Her most ballyhooed giveaway occurred on September 13, 2004. “That was the best year I’ve ever experienced in television with the exception of the first year,” she told the writer P. J. Bednarski. She opened the season by giving away 276 brand-new Pontiac G6s, worth more than $28,000 apiece, for a collective total of $7.8 million.

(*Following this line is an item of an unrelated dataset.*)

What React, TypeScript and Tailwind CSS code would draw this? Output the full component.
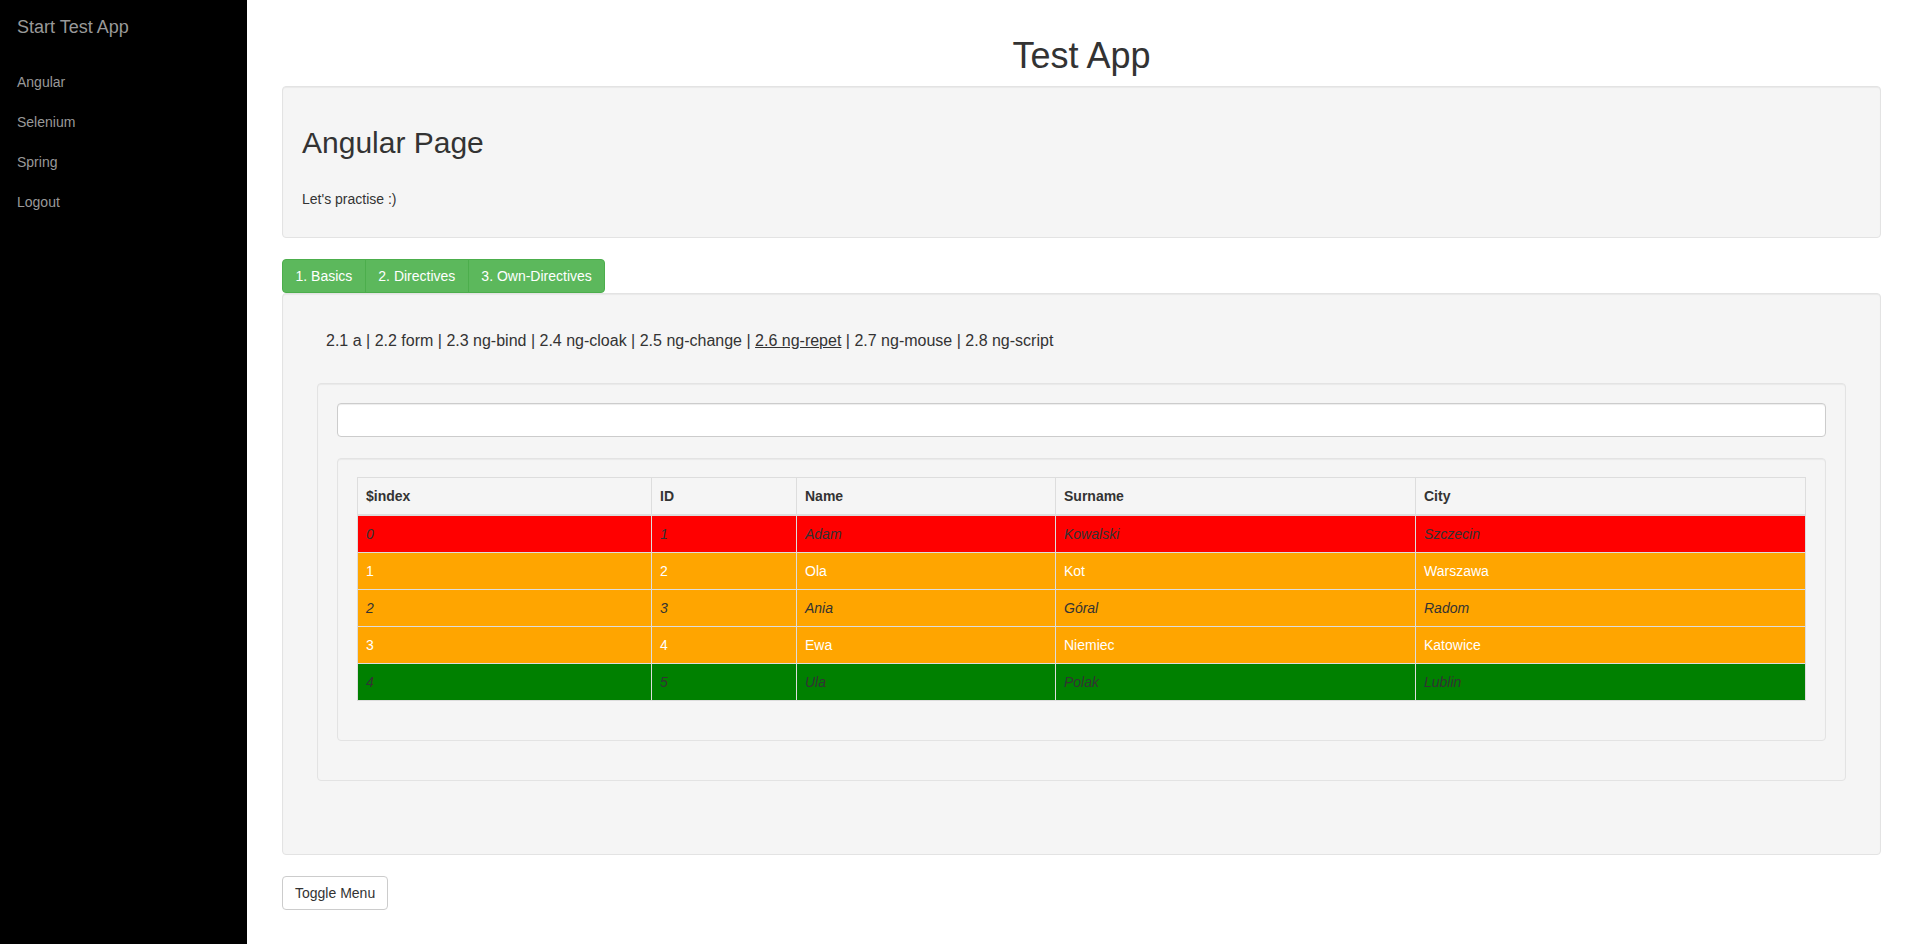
import React from 'react';

const people = [
  { id: 1, name: 'Adam', surname: 'Kowalski', city: 'Szczecin', bg: 'bg-[#ff0000]', text: 'italic text-[#333]' },
  { id: 2, name: 'Ola', surname: 'Kot', city: 'Warszawa', bg: 'bg-[#ffa500]', text: 'text-white' },
  { id: 3, name: 'Ania', surname: 'Góral', city: 'Radom', bg: 'bg-[#ffa500]', text: 'italic text-[#333]' },
  { id: 4, name: 'Ewa', surname: 'Niemiec', city: 'Katowice', bg: 'bg-[#ffa500]', text: 'text-white' },
  { id: 5, name: 'Ula', surname: 'Polak', city: 'Lublin', bg: 'bg-[#008000]', text: 'italic text-[#333]' },
];

const menu = ['Angular', 'Selenium', 'Spring', 'Logout'];

const links = ['2.1 a', '2.2 form', '2.3 ng-bind', '2.4 ng-cloak', '2.5 ng-change', '2.6 ng-repet', '2.7 ng-mouse', '2.8 ng-script'];

const Sidebar: React.FC = () => (
  <aside className="w-[247px] shrink-0 bg-black">
    <div className="h-[62px] px-[17px] text-[18px] leading-[54px] text-[#999]">Start Test App</div>
    <ul>
      {menu.map((item) => (
        <li key={item} className="h-[40px] px-[17px] text-[14px] leading-[40px] text-[#999]">
          {item}
        </li>
      ))}
    </ul>
  </aside>
);

const cell = 'border border-[#ddd] px-[8px] py-[8px] text-left leading-[20px] align-top';

const PeopleTable: React.FC = () => (
  <table className="w-full table-fixed border-collapse text-[14px]">
    <colgroup>
      <col className="w-[294px]" />
      <col className="w-[145px]" />
      <col className="w-[259px]" />
      <col className="w-[360px]" />
      <col />
    </colgroup>
    <thead>
      <tr className="text-[#333]">
        {['$index', 'ID', 'Name', 'Surname', 'City'].map((h) => (
          <th key={h} className={`${cell} border-b-2 font-bold`}>
            {h}
          </th>
        ))}
      </tr>
    </thead>
    <tbody>
      {people.map((p, i) => (
        <tr key={p.id} className={`${p.bg} ${p.text}`}>
          <td className={cell}>{i}</td>
          <td className={cell}>{p.id}</td>
          <td className={cell}>{p.name}</td>
          <td className={cell}>{p.surname}</td>
          <td className={cell}>{p.city}</td>
        </tr>
      ))}
    </tbody>
  </table>
);

const well = 'rounded-[4px] border border-[#e3e3e3] bg-[#f5f5f5] shadow-[inset_0_1px_1px_rgba(0,0,0,0.05)]';
const tab = 'border border-[#4cae4c] bg-[#5cb85c] px-[12.5px] py-[6px]';

export default function App() {
  return (
    <div className="flex min-h-screen bg-white [font-family:'Liberation_Sans',Arial,sans-serif] text-[#333]">
      <Sidebar />

      <main className="flex-1 pl-[35px] pr-[33px] pt-[36px]">
        <h1 className="mb-[10px] text-center text-[36px] leading-[40px] font-medium">Test App</h1>

        {/* Page header */}
        <div className={`${well} mb-[21px] px-[19px] pt-[19px] pb-[19px]`}>
          <h2 className="mt-[20px] mb-[30px] text-[30px] leading-[33px] font-medium">Angular Page</h2>
          <p className="mb-[9px] text-[14px] leading-[20px]">Let's practise :)</p>
        </div>

        {/* Section buttons */}
        <div className="flex text-[14px] leading-[20px] text-white">
          <button className={`${tab} rounded-l-[4px]`}>1. Basics</button>
          <button className={`${tab} -ml-px`}>2. Directives</button>
          <button className={`${tab} -ml-px rounded-r-[4px]`}>3. Own-Directives</button>
        </div>

        <div className={`${well} p-[19px]`}>
          <div className="px-[15px]">
            <p className="mt-[16px] pl-[9px] text-[16px] leading-[23px]">
              {links.map((l, i) => (
                <React.Fragment key={l}>
                  {i > 0 && ' | '}
                  {l === '2.6 ng-repet' ? <span className="underline">{l}</span> : l}
                </React.Fragment>
              ))}
            </p>

            <div className={`${well} mt-[31px] mb-[54px] p-[19px]`}>
              <input
                type="text"
                className="block h-[34px] w-full rounded-[4px] border border-[#ccc] bg-white px-[12px] text-[14px] shadow-[inset_0_1px_1px_rgba(0,0,0,0.075)] outline-none"
              />

              <div className={`${well} mt-[21px] mb-[20px] px-[19px] pt-[18px] pb-[19px]`}>
                <div className="mb-[20px]">
                  <PeopleTable />
                </div>
              </div>
            </div>
          </div>
        </div>

        <button className="mt-[21px] h-[34px] rounded-[4px] border border-[#ccc] bg-white px-[12px] text-[14px] text-[#333]">
          Toggle Menu
        </button>
      </main>
    </div>
  );
}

“It was not a stunt and I resent the word stunt,” she said, explaining that when a General Motors executive offered to give the cars as part of her “Favorite Things” show, she said no. “I can’t do that because that’s not my favorite car and I’m not going to say it is.” Then she remembered Jane Pauley’s new talk show was launching in September as a strong alternative to her own. Oprah’s producers pushed, saying she could not turn down the opportunity to give away cars, so they set about finding worthy souls who needed wheels. Jane Pauley’s launch show was buried under Oprah’s free cars show, which became one of the most talked-about giveaways in television history.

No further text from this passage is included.